The Maya are well known for their use of medicinal plants, and in recent years scientists from around the world have tapped into their knowledge in search of cures for cancer, AIDS, and other devastating diseases. But very little research has been done on the medicinal value of weeds — those pesky invasive species that quickly take over disturbed habitat near homes and other cleared areas. According to Stepp, weeds are a logical choice for medicinal use, “Weeds are readily available. You know that they are going to be there when you go looking for them. If you’re sick, you don’t want to travel a long ways to find a plant.”
Using weeds found close to home eliminates the need to store plants, saving time and effort. “Some of the more volatile compounds, if you dry them, lose their strength. So it’s much better from a treatment point of view to go out and get fresh material,” Stepp says. In contrast to other Indian groups throughout Latin America who dry and store plants, the Highland Maya rely almost exclusively on fresh material.
There are biochemical reasons why weeds make good medicine as well. Most plants manufacture compounds for defense against herbivores and insects. A lot of these compounds have medicinal properties — in small doses they are medicinal, in large doses they are toxic. Weeds tend to produce more compounds than plants living in the forest, who use structural defenses like thick bark and tannins to protect against browsing. Because most weeds only live for a short period of time, they can’t afford to expend the energy required to develop structural defenses. Developing chemical defenses is much more economical.

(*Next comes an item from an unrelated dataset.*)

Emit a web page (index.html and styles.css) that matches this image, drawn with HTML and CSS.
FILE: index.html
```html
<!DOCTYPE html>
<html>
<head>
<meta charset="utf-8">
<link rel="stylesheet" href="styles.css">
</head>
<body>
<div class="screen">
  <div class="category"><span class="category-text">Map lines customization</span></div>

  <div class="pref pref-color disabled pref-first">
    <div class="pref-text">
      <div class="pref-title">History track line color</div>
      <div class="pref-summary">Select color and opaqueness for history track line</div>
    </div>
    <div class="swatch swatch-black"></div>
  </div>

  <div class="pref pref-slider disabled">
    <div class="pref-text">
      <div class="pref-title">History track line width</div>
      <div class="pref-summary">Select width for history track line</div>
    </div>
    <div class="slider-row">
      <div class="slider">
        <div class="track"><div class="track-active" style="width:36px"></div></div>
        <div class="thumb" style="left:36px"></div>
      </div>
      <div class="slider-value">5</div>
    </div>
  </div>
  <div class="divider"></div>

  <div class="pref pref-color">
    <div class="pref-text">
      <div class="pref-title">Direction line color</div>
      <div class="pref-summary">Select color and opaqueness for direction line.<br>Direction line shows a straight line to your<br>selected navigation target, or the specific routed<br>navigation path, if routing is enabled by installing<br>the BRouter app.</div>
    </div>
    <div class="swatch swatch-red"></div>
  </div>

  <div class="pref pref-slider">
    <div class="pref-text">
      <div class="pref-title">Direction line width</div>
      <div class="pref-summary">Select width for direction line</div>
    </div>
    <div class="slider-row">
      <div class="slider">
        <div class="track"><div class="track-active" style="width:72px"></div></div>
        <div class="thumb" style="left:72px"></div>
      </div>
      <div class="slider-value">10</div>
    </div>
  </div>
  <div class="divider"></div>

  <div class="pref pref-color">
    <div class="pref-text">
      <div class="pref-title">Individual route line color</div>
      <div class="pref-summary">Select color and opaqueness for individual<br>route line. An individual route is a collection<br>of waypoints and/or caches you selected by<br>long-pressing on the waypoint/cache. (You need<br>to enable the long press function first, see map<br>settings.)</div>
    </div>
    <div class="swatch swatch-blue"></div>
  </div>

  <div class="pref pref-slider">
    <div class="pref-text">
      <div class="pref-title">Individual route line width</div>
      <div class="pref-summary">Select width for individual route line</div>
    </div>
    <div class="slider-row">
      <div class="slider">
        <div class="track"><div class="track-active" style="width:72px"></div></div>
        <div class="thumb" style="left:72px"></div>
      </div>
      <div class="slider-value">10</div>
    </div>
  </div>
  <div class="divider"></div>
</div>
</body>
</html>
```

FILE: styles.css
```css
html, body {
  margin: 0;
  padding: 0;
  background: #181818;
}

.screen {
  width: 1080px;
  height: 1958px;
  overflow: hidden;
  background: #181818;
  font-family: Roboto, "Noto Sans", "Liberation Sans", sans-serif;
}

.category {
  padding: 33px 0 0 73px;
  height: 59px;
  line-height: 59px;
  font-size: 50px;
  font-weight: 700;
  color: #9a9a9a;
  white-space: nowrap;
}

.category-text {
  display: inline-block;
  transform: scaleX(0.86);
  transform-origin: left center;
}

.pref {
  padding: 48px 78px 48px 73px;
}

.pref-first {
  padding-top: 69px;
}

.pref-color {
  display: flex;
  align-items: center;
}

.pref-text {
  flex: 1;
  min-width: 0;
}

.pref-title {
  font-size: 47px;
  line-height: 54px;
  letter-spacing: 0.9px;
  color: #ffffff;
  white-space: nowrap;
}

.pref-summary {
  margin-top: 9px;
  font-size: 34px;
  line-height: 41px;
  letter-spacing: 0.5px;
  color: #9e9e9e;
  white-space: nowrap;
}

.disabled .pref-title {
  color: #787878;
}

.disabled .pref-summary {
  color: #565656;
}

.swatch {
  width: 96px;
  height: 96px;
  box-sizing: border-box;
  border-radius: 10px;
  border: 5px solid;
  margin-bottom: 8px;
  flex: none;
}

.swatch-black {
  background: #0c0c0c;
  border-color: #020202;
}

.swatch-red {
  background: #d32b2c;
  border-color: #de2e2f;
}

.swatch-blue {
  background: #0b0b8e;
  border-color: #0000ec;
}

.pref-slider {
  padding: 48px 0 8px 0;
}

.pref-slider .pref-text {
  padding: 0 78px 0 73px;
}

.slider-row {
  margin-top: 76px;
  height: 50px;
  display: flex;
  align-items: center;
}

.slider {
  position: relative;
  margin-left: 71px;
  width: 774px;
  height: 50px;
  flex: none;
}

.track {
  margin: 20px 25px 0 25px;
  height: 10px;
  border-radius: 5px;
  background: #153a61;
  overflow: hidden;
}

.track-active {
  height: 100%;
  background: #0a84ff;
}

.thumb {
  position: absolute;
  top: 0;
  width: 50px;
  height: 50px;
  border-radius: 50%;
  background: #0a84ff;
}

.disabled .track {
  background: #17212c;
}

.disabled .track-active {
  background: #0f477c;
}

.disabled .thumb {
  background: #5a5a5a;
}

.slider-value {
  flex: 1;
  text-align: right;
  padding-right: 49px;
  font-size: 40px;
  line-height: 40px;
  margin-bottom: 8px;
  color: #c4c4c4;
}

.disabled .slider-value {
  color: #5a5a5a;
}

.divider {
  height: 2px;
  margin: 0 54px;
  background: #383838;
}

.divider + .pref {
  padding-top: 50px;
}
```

Stepp found that the majority of medicinal weeds were used for gastrointestinal diseases and respiratory illnesses, two conditions that account for 80% of health problems. One of the most frequently used weeds is the species Verbena litoralis. Named Yakan kulub wamal in Maya (grasshopper leg herb), this weed provides a potent cure for diarrhea. The Mexican sunflower, Tithonia diversifolia, is used to treat abdominal pain and diarrhea.
The Highland Maya have lived in the Chiapas region of Mexico for more than one thousand years. As a result, they have accumulated a vast understanding of medicinal flora that has been passed down through oral traditions to today’s population of 800,000 people. By the age of 5, children can name 100 plants, and adults can name nearly 600. This widespread knowledge has minimized the need for specialized healers. Unless they have a very serious illness or a condition with a supernatural element — like a curse — most people simply go out in the backyard and treat themselves.
Stepp says his study contrasts with the romantic image of native people gathering secret plants deep in the rainforest. “The truth is more exotic,” he explains. “I think the fact that people do have such a widespread knowledge and that they’re living on top of their pharmacy is more exotic than trekking off into the jungle.”